→ **Job**:
Count each line in which the word "React" appears. Reply with the total and nothing more.

→ **Dataset content**:

— start —

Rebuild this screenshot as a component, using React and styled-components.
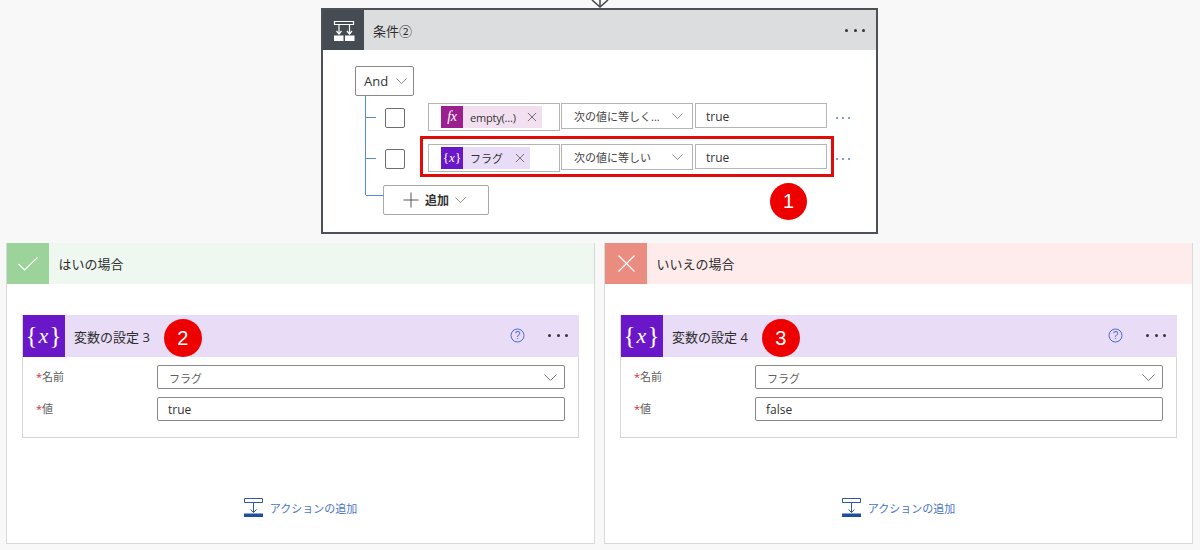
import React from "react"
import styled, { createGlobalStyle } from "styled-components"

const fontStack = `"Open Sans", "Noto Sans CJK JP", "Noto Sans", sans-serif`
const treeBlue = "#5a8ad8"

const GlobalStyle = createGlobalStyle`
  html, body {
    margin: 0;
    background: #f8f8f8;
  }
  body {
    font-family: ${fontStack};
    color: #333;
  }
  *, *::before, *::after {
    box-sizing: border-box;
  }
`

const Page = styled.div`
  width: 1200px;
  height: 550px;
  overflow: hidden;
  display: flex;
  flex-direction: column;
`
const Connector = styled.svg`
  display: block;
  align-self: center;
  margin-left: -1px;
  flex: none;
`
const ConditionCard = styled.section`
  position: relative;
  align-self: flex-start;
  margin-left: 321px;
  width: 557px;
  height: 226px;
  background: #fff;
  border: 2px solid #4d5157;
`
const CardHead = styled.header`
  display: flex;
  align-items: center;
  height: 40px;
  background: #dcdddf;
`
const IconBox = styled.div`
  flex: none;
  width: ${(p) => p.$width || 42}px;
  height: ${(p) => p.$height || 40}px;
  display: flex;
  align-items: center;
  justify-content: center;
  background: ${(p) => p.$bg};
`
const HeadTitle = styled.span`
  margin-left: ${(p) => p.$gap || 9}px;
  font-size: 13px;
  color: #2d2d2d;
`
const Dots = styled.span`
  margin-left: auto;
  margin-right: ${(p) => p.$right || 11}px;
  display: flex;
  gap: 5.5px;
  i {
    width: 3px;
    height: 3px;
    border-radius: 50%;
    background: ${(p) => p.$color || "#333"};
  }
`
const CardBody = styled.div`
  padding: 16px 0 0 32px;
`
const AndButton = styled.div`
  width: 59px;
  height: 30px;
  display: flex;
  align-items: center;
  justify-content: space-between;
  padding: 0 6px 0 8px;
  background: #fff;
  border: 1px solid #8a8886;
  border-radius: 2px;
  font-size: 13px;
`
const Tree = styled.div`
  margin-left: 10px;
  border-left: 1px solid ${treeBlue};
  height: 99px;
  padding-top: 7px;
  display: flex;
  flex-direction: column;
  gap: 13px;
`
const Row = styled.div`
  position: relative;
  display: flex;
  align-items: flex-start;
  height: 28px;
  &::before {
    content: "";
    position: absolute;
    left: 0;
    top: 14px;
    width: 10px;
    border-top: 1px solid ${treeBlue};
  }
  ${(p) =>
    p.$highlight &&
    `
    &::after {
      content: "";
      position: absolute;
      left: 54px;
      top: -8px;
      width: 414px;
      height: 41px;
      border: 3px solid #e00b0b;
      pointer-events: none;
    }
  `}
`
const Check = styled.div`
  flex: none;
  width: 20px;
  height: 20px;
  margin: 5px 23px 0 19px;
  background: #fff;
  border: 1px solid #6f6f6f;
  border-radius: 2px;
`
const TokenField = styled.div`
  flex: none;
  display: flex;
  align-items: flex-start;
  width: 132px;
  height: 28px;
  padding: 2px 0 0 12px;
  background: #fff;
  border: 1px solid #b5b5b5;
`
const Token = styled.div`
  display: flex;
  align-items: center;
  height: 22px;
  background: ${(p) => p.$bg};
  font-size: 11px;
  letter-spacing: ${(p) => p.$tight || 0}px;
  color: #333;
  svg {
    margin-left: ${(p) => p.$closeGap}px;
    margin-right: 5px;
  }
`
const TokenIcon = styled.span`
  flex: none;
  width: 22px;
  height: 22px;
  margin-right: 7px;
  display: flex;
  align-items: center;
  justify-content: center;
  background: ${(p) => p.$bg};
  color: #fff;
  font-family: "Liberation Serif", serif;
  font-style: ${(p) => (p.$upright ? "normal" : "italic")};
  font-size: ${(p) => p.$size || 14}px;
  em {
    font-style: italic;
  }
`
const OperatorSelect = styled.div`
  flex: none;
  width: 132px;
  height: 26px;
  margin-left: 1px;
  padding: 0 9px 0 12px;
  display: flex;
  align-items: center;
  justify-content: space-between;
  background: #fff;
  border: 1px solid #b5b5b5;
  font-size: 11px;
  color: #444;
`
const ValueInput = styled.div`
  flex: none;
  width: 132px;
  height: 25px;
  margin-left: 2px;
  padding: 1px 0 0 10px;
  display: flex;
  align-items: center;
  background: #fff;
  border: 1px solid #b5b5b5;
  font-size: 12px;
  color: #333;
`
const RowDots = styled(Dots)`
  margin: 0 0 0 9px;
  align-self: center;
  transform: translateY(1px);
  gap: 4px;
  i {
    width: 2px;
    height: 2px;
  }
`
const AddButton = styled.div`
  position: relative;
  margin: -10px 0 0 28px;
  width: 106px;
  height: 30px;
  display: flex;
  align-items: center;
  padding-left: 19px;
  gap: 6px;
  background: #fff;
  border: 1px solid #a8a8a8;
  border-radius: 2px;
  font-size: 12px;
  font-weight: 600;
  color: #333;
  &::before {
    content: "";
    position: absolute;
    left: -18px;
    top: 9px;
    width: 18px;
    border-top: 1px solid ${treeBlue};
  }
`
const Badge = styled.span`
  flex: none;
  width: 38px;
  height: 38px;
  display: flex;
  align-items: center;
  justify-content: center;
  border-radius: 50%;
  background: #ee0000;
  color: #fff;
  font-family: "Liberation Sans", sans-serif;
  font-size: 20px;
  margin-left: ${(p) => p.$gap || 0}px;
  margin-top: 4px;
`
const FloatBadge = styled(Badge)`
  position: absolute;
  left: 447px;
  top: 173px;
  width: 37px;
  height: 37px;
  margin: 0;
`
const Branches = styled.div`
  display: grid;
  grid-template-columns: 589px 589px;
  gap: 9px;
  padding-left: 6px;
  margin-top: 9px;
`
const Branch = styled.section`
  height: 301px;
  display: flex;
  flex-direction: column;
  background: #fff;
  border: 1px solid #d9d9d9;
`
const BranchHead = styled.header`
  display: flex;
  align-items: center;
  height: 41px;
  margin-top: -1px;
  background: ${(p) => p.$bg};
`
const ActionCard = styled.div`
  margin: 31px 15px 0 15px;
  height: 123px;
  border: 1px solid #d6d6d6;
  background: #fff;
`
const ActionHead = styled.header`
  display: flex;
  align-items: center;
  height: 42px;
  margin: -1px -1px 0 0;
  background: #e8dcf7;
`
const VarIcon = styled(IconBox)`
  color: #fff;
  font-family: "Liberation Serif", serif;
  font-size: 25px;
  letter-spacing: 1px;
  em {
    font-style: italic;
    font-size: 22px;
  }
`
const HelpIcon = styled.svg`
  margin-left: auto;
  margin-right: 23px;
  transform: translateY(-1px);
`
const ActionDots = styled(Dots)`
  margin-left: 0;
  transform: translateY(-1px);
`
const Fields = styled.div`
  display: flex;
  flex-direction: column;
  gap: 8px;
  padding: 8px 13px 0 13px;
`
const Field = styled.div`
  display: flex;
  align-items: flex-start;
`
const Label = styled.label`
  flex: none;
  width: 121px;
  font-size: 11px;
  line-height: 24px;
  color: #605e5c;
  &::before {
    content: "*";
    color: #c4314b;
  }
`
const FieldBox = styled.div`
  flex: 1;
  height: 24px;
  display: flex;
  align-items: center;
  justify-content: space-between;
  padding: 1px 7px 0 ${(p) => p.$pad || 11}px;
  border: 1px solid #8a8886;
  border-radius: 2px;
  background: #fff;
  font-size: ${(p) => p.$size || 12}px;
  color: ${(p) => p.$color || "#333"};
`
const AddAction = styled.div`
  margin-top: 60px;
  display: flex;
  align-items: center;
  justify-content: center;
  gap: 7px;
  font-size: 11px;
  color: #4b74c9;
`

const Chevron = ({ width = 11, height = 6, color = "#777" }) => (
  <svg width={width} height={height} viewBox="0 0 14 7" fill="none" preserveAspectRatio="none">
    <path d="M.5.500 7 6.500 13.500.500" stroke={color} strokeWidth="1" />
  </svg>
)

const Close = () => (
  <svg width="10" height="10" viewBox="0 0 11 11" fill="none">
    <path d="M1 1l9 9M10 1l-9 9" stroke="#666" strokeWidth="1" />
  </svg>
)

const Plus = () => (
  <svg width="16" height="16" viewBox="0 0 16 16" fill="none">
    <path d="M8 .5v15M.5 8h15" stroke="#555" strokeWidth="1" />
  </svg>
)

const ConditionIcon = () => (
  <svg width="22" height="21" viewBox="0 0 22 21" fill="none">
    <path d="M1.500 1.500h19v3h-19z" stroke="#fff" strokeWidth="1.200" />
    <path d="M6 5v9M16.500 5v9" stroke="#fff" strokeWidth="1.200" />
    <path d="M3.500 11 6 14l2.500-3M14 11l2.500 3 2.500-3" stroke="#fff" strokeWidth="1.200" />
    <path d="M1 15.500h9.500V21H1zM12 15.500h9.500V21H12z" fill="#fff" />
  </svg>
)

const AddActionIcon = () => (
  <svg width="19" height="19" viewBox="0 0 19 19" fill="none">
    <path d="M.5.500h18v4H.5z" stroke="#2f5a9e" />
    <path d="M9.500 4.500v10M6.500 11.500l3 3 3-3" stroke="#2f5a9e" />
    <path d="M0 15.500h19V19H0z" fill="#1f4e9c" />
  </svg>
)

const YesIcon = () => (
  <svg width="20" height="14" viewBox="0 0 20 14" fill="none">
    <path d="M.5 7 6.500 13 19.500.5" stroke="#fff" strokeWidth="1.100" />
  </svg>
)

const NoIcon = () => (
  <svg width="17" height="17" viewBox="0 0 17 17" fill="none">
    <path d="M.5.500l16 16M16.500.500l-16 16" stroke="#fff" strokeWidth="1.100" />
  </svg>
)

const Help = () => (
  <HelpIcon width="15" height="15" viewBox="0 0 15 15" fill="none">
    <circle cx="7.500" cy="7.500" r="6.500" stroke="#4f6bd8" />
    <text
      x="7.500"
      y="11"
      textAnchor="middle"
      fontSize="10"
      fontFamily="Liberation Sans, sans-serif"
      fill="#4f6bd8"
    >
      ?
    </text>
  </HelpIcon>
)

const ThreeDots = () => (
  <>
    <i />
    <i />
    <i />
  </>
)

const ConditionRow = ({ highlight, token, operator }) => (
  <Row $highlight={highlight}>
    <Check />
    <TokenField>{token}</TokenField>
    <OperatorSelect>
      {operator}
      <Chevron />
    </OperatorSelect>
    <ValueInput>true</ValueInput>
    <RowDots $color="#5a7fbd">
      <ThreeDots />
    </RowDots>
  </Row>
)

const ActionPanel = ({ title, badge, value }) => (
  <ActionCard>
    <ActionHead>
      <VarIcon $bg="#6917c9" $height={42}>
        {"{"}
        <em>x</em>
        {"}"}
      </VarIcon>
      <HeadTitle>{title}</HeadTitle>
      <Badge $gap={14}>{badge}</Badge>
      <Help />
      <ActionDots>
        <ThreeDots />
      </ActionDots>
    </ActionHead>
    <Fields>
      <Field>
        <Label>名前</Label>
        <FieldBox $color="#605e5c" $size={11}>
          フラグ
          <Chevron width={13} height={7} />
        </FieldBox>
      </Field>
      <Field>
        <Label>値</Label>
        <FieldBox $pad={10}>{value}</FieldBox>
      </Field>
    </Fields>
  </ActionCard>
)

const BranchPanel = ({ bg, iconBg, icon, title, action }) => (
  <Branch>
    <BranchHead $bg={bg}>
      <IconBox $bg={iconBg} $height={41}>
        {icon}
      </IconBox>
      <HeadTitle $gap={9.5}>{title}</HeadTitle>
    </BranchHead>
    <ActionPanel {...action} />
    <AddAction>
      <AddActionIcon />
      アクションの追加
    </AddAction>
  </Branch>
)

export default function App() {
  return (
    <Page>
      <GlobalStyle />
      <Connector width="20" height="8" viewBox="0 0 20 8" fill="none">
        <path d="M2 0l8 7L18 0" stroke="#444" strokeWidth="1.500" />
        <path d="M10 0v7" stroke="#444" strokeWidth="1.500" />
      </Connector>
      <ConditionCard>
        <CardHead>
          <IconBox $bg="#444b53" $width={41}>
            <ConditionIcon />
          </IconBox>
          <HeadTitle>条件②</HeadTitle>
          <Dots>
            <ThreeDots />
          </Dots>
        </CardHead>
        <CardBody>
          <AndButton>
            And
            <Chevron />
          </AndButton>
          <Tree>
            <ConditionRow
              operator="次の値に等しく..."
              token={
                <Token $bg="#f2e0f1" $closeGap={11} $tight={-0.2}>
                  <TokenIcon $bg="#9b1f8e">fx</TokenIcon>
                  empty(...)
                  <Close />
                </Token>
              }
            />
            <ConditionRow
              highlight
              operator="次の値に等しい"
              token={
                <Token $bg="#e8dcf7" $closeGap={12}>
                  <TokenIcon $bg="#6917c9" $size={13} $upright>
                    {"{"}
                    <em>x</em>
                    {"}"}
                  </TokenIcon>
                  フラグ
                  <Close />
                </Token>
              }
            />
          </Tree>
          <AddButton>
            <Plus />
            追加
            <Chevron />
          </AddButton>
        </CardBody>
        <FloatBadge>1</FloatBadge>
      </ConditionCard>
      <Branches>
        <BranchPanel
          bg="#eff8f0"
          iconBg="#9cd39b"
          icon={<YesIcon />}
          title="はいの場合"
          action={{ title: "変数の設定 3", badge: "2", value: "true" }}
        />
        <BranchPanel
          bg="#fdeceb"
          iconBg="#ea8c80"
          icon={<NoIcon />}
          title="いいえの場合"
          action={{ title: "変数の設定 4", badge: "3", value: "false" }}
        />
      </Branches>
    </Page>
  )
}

— end —

→ **Exercise result**:
2